I've been running in Bikilas for 1.25 years or so, and most of my running in the last 6 months has been hilly trails. I'm not sure if it's the gradual contraction/drying out of the trail surface, or the eventual wearing-out of my Bikilas, but I was really starting to notice the rocks; sharper ones were hurting a lot, and there was a lot of slipping in the mud, too.
I knew that the Spyridon is more recommended than the Bikila for these types of conditions, but I loved the second-skin feel of the Bikilas, and was concerned about the additional seaming (like for the tongue and laces, and in many other places there's additional reinforcement). I was afraid it would chafe – and it does, a bit, though not in any of the areas where reinforcement was conspicuous. I got my blisters at the 5-mile mark just north of my instep and at another inch farther north. Both of these places coincide with a harder material "ribbon" that seams to be intended to sturdy up the outsole.
But I've led with the cons; and some chafe seems par for the course with a new pair of shoes; I'm anticipating this will work itself out. For the FF-familiar runner moving into a more rugged model like the Spyridon, you may miss the socklike way that the other models feel barely-there. But if you run on variable surfaces and bumpy rocks, I think you'll never go back. Where the difference became obvious was how I'd sort of "brace" mentally for a bit of pain or for a slight height differential in the dirt as I landed, only to discover it was not really registered. These absolutely diffuse the impact of rocks.

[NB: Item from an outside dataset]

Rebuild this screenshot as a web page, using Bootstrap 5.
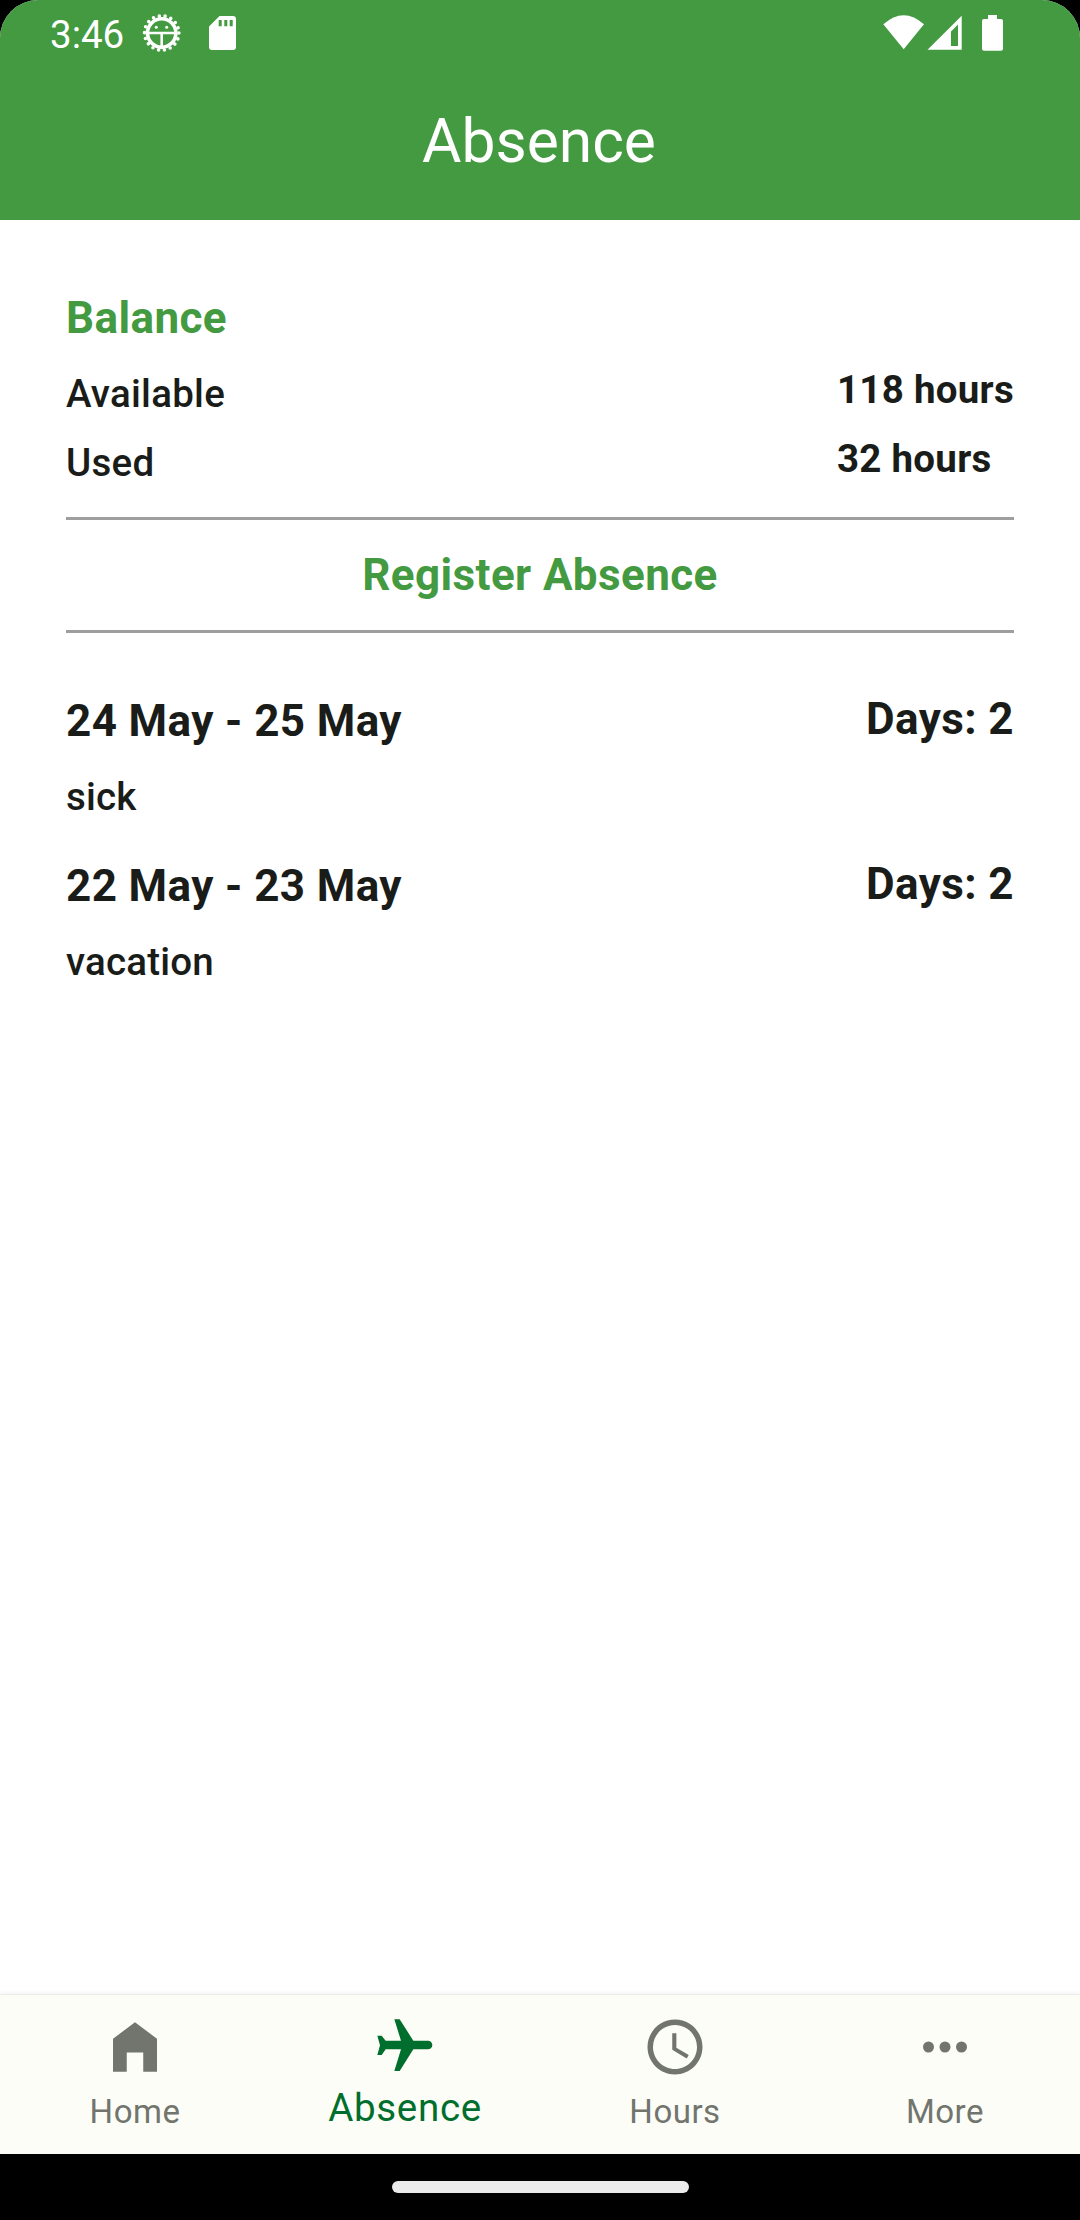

The second thing I noticed, as here in Seattle summer just means warmer rain, was that as I skirted the edges of mud puddles, I felt the coolness and instinctively readied myself for the "between the toe ooze" that always happens, and subsequently, the wet foot. No big deal to me really--just a consequence of the Five Fingers shoe. I ran in the others all through the winter with constantly wet muddy feet, and just used it as motivation to run faster and harder so I'd stay warm. But with the Spyridon, mud is deflected; my feet didn't get remotely wet. There are rubber "bumpers" wrapping up the sides of the toe box to protect against this.
The sole is more grippy. Less slippy :) For me this added protection is well worth having a longer break-in period. I was very hesitant about all the reinforcements with this shoe, but the benefits really offset it. In fact, I'm sort of kicking myself (with my non-blistered foot) for not having upgraded sooner.
As for fit, I felt the toebox was a bit longer in these, though ultimately I didn't size down. I tried multiple pairs of the same model (and multiple colors) before I got the pair that fit best. There is LOTS of variation even within the same model and the same colorway; I really do recommend NOT buying Five Fingers shoes online; from pair to pair they deviate (apparently, as I was told by an REI salesperson, because they're handstitched).
If you're new to FF and heading off to trails or mountain walking or running, these will be a great transition shoe, and if you're upgrading to these for a smoother run and less distraction from rocks, water, and mud, I think you'll be very pleased with the insulation.